The middle part of the wire 35, both ends of which are fixedly held, is secured to the wire driving pulley 33 so that the wire will not slide on the wire driving pulley. Therefore, as the zoom lens mounting frame 14 is moved, the wire driving pulley 33, and accordingly the cam plate 29 coaxial with the wire driving pulley, rotates through an angle corresponding to the amount of movement of the zoom lens mounting frame 14. Therefore, the second lens barrel 18 is moved in conformance with the configuration of the cam plate 29 through the cam follower 30, which is elastically in contact wih the former, so that the distance between the front lens group L1 and the rear lens group L2 is set to a value corresponding to the required magnification, that is, the rear lens group is moved along the path G in FIG. 1.

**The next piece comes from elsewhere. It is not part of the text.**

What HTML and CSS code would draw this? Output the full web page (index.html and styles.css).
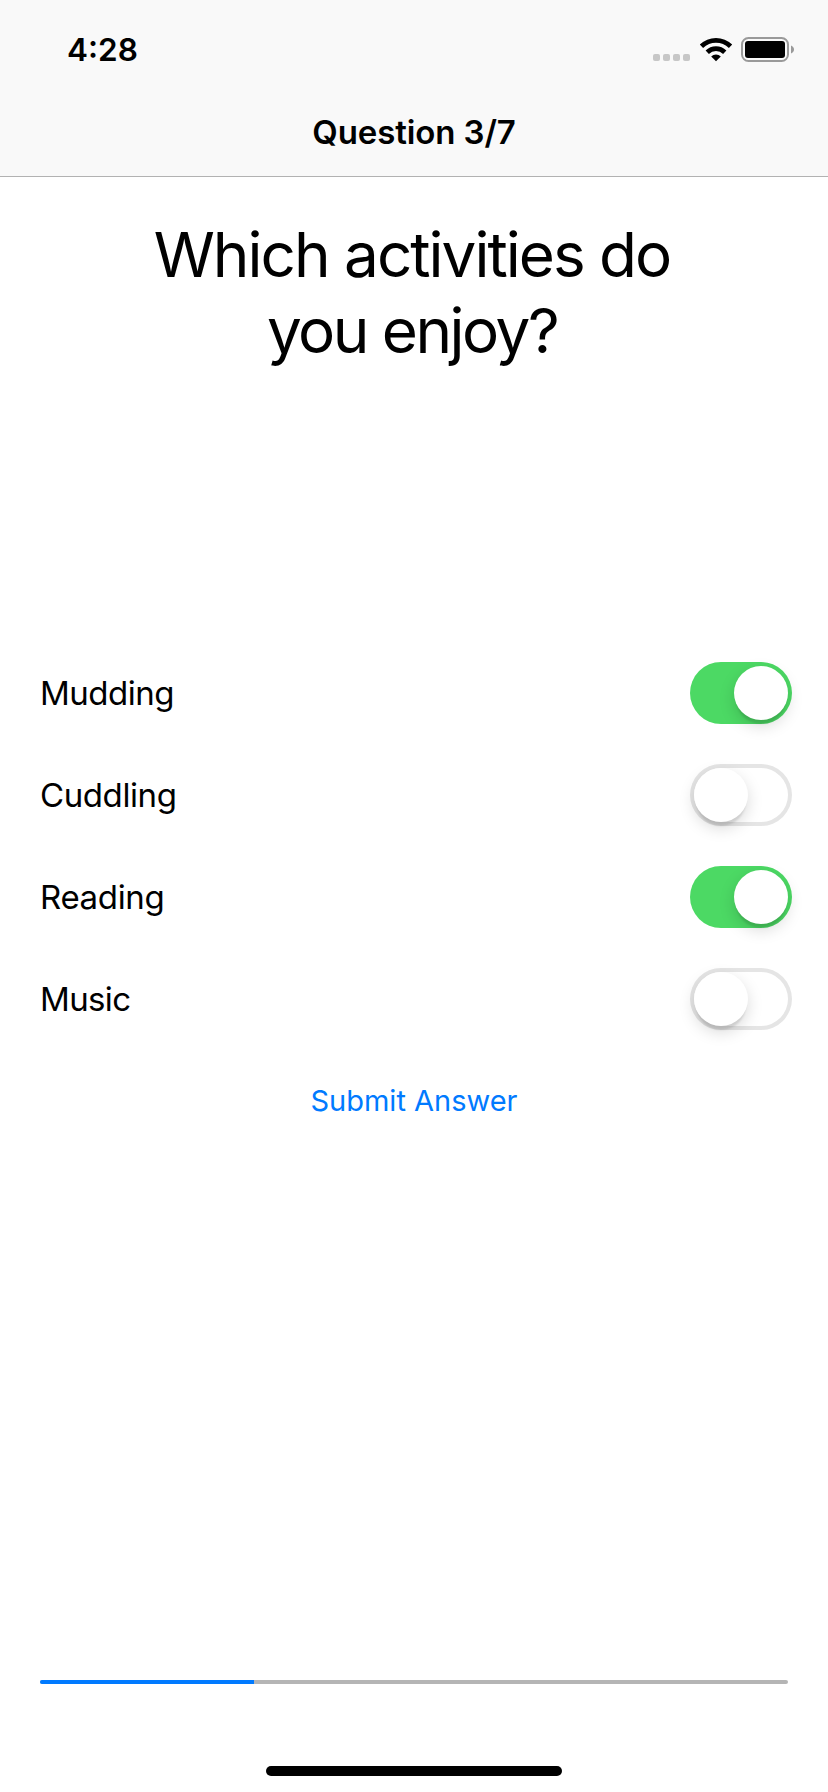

The above-described conventional device suffers from the following difficulties: Since the cam plate 29, the wire driving pulley 30, etc., must be arranged beside or near the lens in such a manner that they are perpendicular to the optical axis of the lens, the device is necessarily bulky. Furthermore, as the lens barrels 17 and 18 for the front and rear lens groups L1 and L2 and the relevant components are intricate in construction, the manufacturing cost is relatively high. Still further, because the wire 33 is low in dimensional accuracy, it is essential to make a phase adjustment to the wire driving pulley 33 and the cam 29 in the assembly process. That is, assembling the device is rather difficult. As the cam plate 29 is disc shaped, the diameter of the wire driving pulley 33 must be such that the wire driving pulley 33 makes substantially one revolution for the total amount of movement of the front lens group L1. Accordingly, if it is required to increase the total amount of movement, it is necessary to increase the diameter of the pulley, and thus it is necessary to increase the height of the device.